5 Must-See Spots in North America

From saguaros and hoodoos to fern-covered canyons and massive glaciers, we have explored some of the most incredible sights the U.S. and Canada have to offer.

Towing a car offers us the freedom to venture most anywhere while our motorhome remains at the RV park or campground of our choosing.

Mount Robson Provincial Park, British Columbia © Rex Vogel, all rights reserved

Mount Robson Provincial Park, British Columbia © Rex Vogel, all rights reserved

We’ve explored everything from national parks and state and provincial park in the United States and Canada to historic sites, scenic byways, and food destinations. From emerald-colored lakes and strange rock formations to sentinels in the desert and valleys blanketed in golden trees, here are five must-see North American destinations you won’t want to miss when taking your own journey.

Mount Robson — British Columbia

For the best views of Mount Robson drive east on Yellowhead Highway 16 toward Jasper National Park. The towering mountain, which is the highest peak in the Canadian Rockies, is often shrouded in clouds. You may have to wait for hours to see its peak emerge as the surrounding clouds dissipate.

Mount Robson Provincial Park, British Columbia © Rex Vogel, all rights reserved

Mount Robson Provincial Park, British Columbia © Rex Vogel, all rights reserved

The mountain sits within the Mount Robson Provincial Park, which is the second oldest provincial park in British Columbia, and is home to everything from glaciers and lakes to waterfalls, canyons, and limestone caves. Camping sites are available.

Moki Dugway — Utah

Mokee Dugway, Utah © Rex Vogel, all rights reserved

Mokee Dugway, Utah © Rex Vogel, all rights reserved

The Moki Dugway, located at the western end of the Valley of the Gods (known for its buttes and towering pinnacles), is a graded dirt switchback road carved into the edge of Cedar Mesa.

The unpaved and steep roads can be dangerous and should be approached with caution, but many brave the drive for the end result. From the top, visitors are treated to sweeping views over the Valley of the Gods and Monument Valley in the distance. You get an amazing 180-degree view of the entire valley that’s filled with red and orange rock formations with the colors intensifying as the sun sinks lower in the sky.

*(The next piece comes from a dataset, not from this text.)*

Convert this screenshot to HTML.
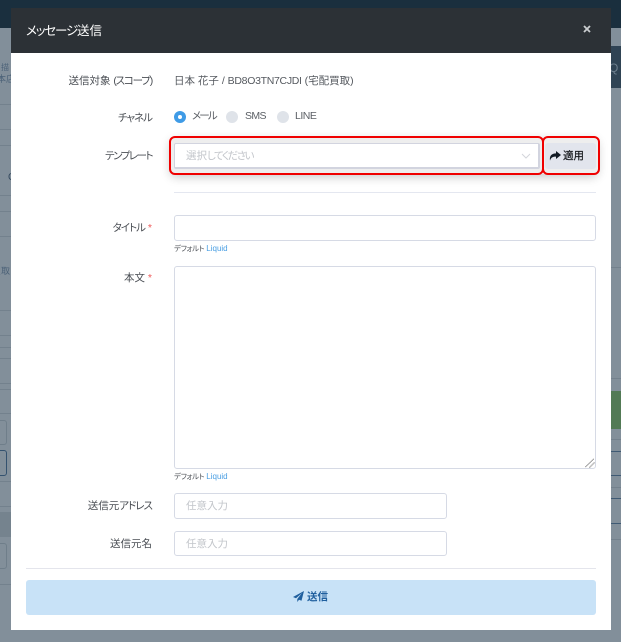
<!DOCTYPE html>
<html lang="ja">
<head>
<meta charset="utf-8">
<title>メッセージ送信</title>
<style>
html,body{margin:0;padding:0}
body{width:621px;height:642px;position:relative;overflow:hidden;background:#828f9a;font-family:"Liberation Sans","Noto Sans CJK JP",sans-serif;color:#4b4f56;font-feature-settings:"palt" 1}
.a{position:absolute;white-space:nowrap}
.bg{position:absolute}
.modal{position:absolute;left:11px;top:8px;width:600px;height:622px;background:#fff}
.head{position:absolute;left:11px;top:8px;width:600px;height:45px;background:#2c3136}
.lbl{position:absolute;right:469px;font-size:10.5px;line-height:16px;color:#4a4e54;white-space:nowrap}
.inp{position:absolute;box-sizing:border-box;background:#fff;border:1px solid #d6dae5;border-radius:3px}
.ph{position:absolute;font-size:10.5px;line-height:16px;color:#c2c5ca;white-space:nowrap}
.radio{position:absolute;width:12px;height:12px;border-radius:50%;background:#dfe3e9}
.help{position:absolute;left:174px;font-size:7.5px;line-height:10px;color:#50545a;white-space:nowrap}
.help b{font-weight:400;letter-spacing:-.35px}
.help span{color:#4a9fe3;font-size:8px}
.red{position:absolute;box-sizing:border-box;border:2px solid #f00000;border-radius:6px}
.req{color:#ef5a5a}
.k{letter-spacing:-1px}
</style>
</head>
<body>
<!-- backdrop page remnants -->
<div class="bg" style="left:0;top:0;width:621px;height:28px;background:#1a2f3e"></div>
<div class="bg" style="left:611px;top:46px;width:10px;height:42px;background:#2f4354"></div>
<div class="bg" style="left:611px;top:391px;width:10px;height:38px;background:#527a55"></div>
<div class="bg" style="left:0;top:104px;width:11px;height:1px;background:#73818d"></div>
<div class="bg" style="left:0;top:129px;width:11px;height:1px;background:#73818d"></div>
<div class="bg" style="left:0;top:145px;width:11px;height:1px;background:#73818d"></div>
<div class="bg" style="left:0;top:195px;width:11px;height:1px;background:#73818d"></div>
<div class="bg" style="left:0;top:211px;width:11px;height:1px;background:#73818d"></div>
<div class="bg" style="left:0;top:236px;width:11px;height:1px;background:#73818d"></div>
<div class="bg" style="left:0;top:310px;width:11px;height:1px;background:#73818d"></div>
<div class="bg" style="left:0;top:335px;width:11px;height:1px;background:#73818d"></div>
<div class="bg" style="left:0;top:347px;width:11px;height:1px;background:#73818d"></div>
<div class="bg" style="left:0;top:358px;width:11px;height:1px;background:#73818d"></div>
<div class="bg" style="left:0;top:383px;width:11px;height:1px;background:#73818d"></div>
<div class="bg" style="left:0;top:389px;width:11px;height:1px;background:#73818d"></div>
<div class="bg" style="left:0;top:413px;width:11px;height:1px;background:#73818d"></div>
<div class="bg" style="left:0;top:481px;width:11px;height:1px;background:#73818d"></div>
<div class="bg" style="left:0;top:506px;width:11px;height:1px;background:#73818d"></div>
<div class="bg" style="left:0;top:512px;width:11px;height:25px;background:#75838e"></div>
<div class="bg" style="left:0;top:584px;width:11px;height:1px;background:#73818d"></div>
<div class="bg" style="box-sizing:border-box;left:-6px;top:420px;width:13px;height:25px;border:1px solid #6f7e8a;border-radius:3px"></div>
<div class="bg" style="box-sizing:border-box;left:-6px;top:450px;width:13px;height:26px;border:1px solid #34526f;border-radius:3px"></div>
<div class="bg" style="box-sizing:border-box;left:-6px;top:543px;width:13px;height:26px;border:1px solid #6f7e8a;border-radius:3px"></div>
<div class="bg" style="left:611px;top:439px;width:10px;height:1px;background:#73818d"></div>
<div class="bg" style="left:611px;top:451px;width:10px;height:1px;background:#3f5a74"></div>
<div class="bg" style="left:611px;top:475px;width:10px;height:1px;background:#3f5a74"></div>
<div class="bg" style="left:611px;top:487px;width:10px;height:1px;background:#73818d"></div>
<div class="bg" style="left:611px;top:498px;width:10px;height:1px;background:#3f5a74"></div>
<div class="bg" style="left:611px;top:523px;width:10px;height:1px;background:#3f5a74"></div>
<div class="bg" style="left:611px;top:539px;width:10px;height:1px;background:#73818d"></div>
<div class="bg" style="left:611px;top:267px;width:10px;height:1px;background:#73818d"></div>
<div class="bg" style="left:611px;top:378px;width:10px;height:1px;background:#73818d"></div>
<div class="a" style="left:1px;top:63px;font-size:8px;line-height:10px;color:#4c6278">描</div>
<div class="a" style="left:-3px;top:73px;font-size:9px;line-height:12px;color:#4c6278">本店</div>
<div class="a" style="left:-8px;top:265px;font-size:9px;line-height:12px;color:#4c6278">買取</div>
<div class="a" style="left:8px;top:172px;font-size:10px;line-height:12px;color:#34495e">C</div>
<div class="a" style="left:609px;top:61px;font-size:12px;line-height:14px;color:#6d7f8e">Q</div>

<div class="modal"></div>
<div class="head"></div>
<div class="a" style="left:26px;top:22px;font-size:12.5px;line-height:18px;color:#fff"><span style="letter-spacing:-1.2px">メッセージ</span>送信</div>
<svg class="a" style="left:583px;top:25px" width="8" height="8" viewBox="0 0 8 8"><path d="M1 1L7 7M7 1L1 7" stroke="#c9cccf" stroke-width="1.8" fill="none"/></svg>

<div class="lbl" style="top:73px">送信対象 <span style="letter-spacing:-1.2px">(スコープ)</span></div>
<div class="a" style="left:174px;top:73px;font-size:10.5px;line-height:16px;color:#55595f">日本 花子 / <span style="letter-spacing:-.3px">BD8O3TN7CJDI</span> (宅配買取)</div>

<div class="lbl" style="top:110px"><span class="k">チャネル</span></div>
<div class="radio" style="left:174px;top:111px;background:#3f9be6"></div>
<div class="bg" style="left:178px;top:115px;width:4px;height:4px;border-radius:50%;background:#fff"></div>
<div class="a" style="left:192px;top:108px;font-size:10.5px;line-height:16px;color:#5c6066;letter-spacing:-1.8px">メール</div>
<div class="radio" style="left:226px;top:111px"></div>
<div class="a" style="left:245px;top:108px;font-size:10.5px;line-height:16px;color:#5c6066;letter-spacing:-.6px">SMS</div>
<div class="radio" style="left:277px;top:111px"></div>
<div class="a" style="left:295px;top:108px;font-size:10.5px;line-height:16px;color:#5c6066;letter-spacing:-.5px">LINE</div>

<div class="lbl" style="top:148px"><span style="letter-spacing:-1.5px">テンプレート</span></div>
<div class="bg" style="left:170px;top:137px;width:428px;height:37px;box-shadow:0 3px 10px rgba(0,0,0,.22);border-radius:6px"></div>
<div class="bg" style="left:170px;top:137px;width:428px;height:37px;background:#eeeeee;border-radius:6px"></div>
<div class="inp" style="left:174px;top:143px;width:366px;height:26px;border-color:#d2d4df;border-width:1px 2px 2px 1px;border-radius:2px"></div>
<div class="ph" style="left:186px;top:148px">選択<span style="letter-spacing:-1.5px">してください</span></div>
<svg class="a" style="left:521px;top:153px" width="10" height="6" viewBox="0 0 10 6"><path d="M1 1L5 5L9 1" stroke="#d3d5db" stroke-width="1" fill="none"/></svg>
<div class="bg" style="left:545px;top:143px;width:51px;height:26px;background:#e2e5ed;border-radius:3px"></div>
<svg class="a" style="left:549px;top:151px" width="12" height="10" viewBox="0 0 12 10"><path d="M7 0L12 4L7 8V5.600C4 5.600 2 6.200 1 9.600C0.300 5 2.500 2.500 7 2.400Z" fill="#111a24"/></svg>
<div class="a" style="left:563px;top:148px;font-size:10.5px;line-height:16px;color:#14171b;-webkit-text-stroke:.2px #14171b">適用</div>
<div class="red" style="left:169px;top:136px;width:375px;height:39px"></div>
<div class="red" style="left:542px;top:136px;width:58px;height:39px"></div>

<div class="bg" style="left:174px;top:192px;width:422px;height:1px;background:#e4e7f0"></div>

<div class="lbl" style="top:220px"><span class="k">タイトル</span> <span class="req">*</span></div>
<div class="inp" style="left:174px;top:215px;width:422px;height:26px"></div>
<div class="help" style="top:244px"><b>デフォルト</b> <span>Liquid</span></div>

<div class="lbl" style="top:270px">本文 <span class="req">*</span></div>
<div class="inp" style="left:174px;top:266px;width:422px;height:203px"></div>
<svg class="a" style="left:585px;top:458px" width="10" height="10" viewBox="0 0 10 10"><path d="M0.500 9L9 0.500M4.500 9.500L9.500 4.500" stroke="#6a6a6a" stroke-width="1" stroke-dasharray="1 .5" fill="none"/></svg>
<div class="help" style="top:472px"><b>デフォルト</b> <span>Liquid</span></div>

<div class="lbl" style="top:498px">送信元<span class="k">アドレス</span></div>
<div class="inp" style="left:174px;top:493px;width:273px;height:26px"></div>
<div class="ph" style="left:186px;top:498px">任意入力</div>

<div class="lbl" style="top:536px">送信元名</div>
<div class="inp" style="left:174px;top:531px;width:273px;height:25px"></div>
<div class="ph" style="left:186px;top:536px">任意入力</div>

<div class="bg" style="left:26px;top:568px;width:570px;height:1px;background:#e4e5ec"></div>
<div class="bg" style="left:26px;top:580px;width:570px;height:35px;background:#c8e2f7;border-radius:3px"></div>
<svg class="a" style="left:293px;top:591px" width="11" height="11" viewBox="0 0 11 11"><path d="M11 0L0 6L3 7.300L9 2L4.300 8V11L6 8.800L8.500 9.800Z" fill="#1f5f9e"/></svg>
<div class="a" style="left:307px;top:589px;font-size:10.5px;line-height:16px;color:#1f5f9e;font-weight:700">送信</div>
</body>
</html>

Saguaro National Park, Arizona © Rex Vogel, all rights reserved

Saguaro National Park, Arizona © Rex Vogel, all rights reserved

Saguaro National Park — Arizona

Saguaro National Park is outside of Tucson, a small part of the vast Sonoran Desert, which stretches from Mexico into southern Arizona and California. The park is named after the saguaro cactus, because the Sonoran Desert is the only place where you can find them. It’s such a strange feeling to walk among such plants. They’re treelike: alternately majestic and comical looking, almost animated in their stances.

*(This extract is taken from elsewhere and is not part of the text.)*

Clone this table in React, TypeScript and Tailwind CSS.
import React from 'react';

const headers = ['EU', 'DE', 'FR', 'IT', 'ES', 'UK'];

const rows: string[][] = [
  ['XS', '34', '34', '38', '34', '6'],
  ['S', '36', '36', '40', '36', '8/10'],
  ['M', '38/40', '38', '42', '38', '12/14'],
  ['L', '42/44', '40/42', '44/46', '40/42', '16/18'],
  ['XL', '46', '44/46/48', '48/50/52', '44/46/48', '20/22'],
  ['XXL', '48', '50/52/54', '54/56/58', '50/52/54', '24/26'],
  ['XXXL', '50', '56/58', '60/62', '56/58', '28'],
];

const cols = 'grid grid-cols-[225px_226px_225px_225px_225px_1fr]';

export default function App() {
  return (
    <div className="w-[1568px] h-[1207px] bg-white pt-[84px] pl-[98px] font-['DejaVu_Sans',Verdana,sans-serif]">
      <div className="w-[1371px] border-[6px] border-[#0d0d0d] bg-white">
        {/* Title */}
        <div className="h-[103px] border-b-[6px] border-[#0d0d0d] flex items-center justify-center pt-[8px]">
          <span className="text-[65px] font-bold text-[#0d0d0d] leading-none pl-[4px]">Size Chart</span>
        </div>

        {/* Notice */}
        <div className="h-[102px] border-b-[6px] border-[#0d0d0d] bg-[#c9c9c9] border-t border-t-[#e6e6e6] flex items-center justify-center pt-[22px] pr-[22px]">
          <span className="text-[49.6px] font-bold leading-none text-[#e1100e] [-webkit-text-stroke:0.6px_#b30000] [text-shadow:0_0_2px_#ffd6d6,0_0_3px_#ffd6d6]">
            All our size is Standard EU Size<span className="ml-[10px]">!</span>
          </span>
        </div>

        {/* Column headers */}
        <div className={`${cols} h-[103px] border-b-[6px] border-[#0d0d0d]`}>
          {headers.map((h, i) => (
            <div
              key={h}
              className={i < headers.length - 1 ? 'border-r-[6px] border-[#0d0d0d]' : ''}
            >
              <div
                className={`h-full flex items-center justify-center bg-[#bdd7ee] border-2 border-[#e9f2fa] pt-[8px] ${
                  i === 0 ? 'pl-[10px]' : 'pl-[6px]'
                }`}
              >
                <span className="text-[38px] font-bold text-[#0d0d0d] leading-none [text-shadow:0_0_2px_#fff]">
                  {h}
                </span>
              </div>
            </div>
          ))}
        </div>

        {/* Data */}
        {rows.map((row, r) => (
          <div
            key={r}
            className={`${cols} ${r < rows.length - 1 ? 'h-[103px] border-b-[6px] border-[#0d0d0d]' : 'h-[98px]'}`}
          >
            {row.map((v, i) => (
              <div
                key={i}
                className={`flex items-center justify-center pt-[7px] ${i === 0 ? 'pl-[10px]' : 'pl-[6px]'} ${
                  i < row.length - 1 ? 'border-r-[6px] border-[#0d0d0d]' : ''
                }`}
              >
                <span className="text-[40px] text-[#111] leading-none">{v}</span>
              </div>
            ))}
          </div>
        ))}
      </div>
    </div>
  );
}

Saguaro is one of the places where my love of and discovery of The West began.

Saguaro National Park, Arizona © Rex Vogel, all rights reserved

Saguaro National Park, Arizona © Rex Vogel, all rights reserved

The saguaro are considered the nation’s largest cacti and are only found in select parts of the U.S., making the park one of few locations you can take in their size. Some of the cacti rise as high as 50 feet.

Best explored from late autumn to early spring as summer temperatures routinely exceed 100 degrees.

Queen’s Garden — Bryce Canyon National Park, Utah

The Queens Garden Trail beginning at Sunrise Point, descending 320 feet, is considered the least difficult trail entering the canyon from the rim. Traveling this trail you will see many hoodoos (tall and slender rock spires that jut out from the bottom of arid basins), representative of garden like features. Using your imagination you may be able to see Queen Victoria at the end of a short spur trail, overseeing the garden before her.

Bryce Canyon National Park, Utah © Rex Vogel, all rights reserved

Bryce Canyon National Park, Utah © Rex Vogel, all rights reserved

When you walk through, it feels like you’re in a giant castle as you look up and see all these rock formations rise around you.

Best explored from late spring to early autumn as freezing temperatures and snow come early and stay late at this high elevation park (rim elevation: 8,000 feet).

Arches National Park — Utah

Arches National Park encompasses a collection of red rocks that make visitors feel more like they’re on Mars than near the northern edge of Moab.

Arches National Park, Utah © Rex Vogel, all rights reserved

Arches National Park, Utah © Rex Vogel, all rights reserved

Sandstone monuments like Delicate Arch and Balanced Rock scatter the park, which spans nearly 77,000 acres. The otherworldly atmosphere draws avid photographers in droves, while the wonky landscapes attract adventurous hikers and rock climbers. Note that Arches National Park is in a high desert region, meaning the temperature variance between day and night can be 40 degrees.

Worth Pondering…

I think, therefore I am.

I listen, therefore I know.

I travel to discover, therefore I grow.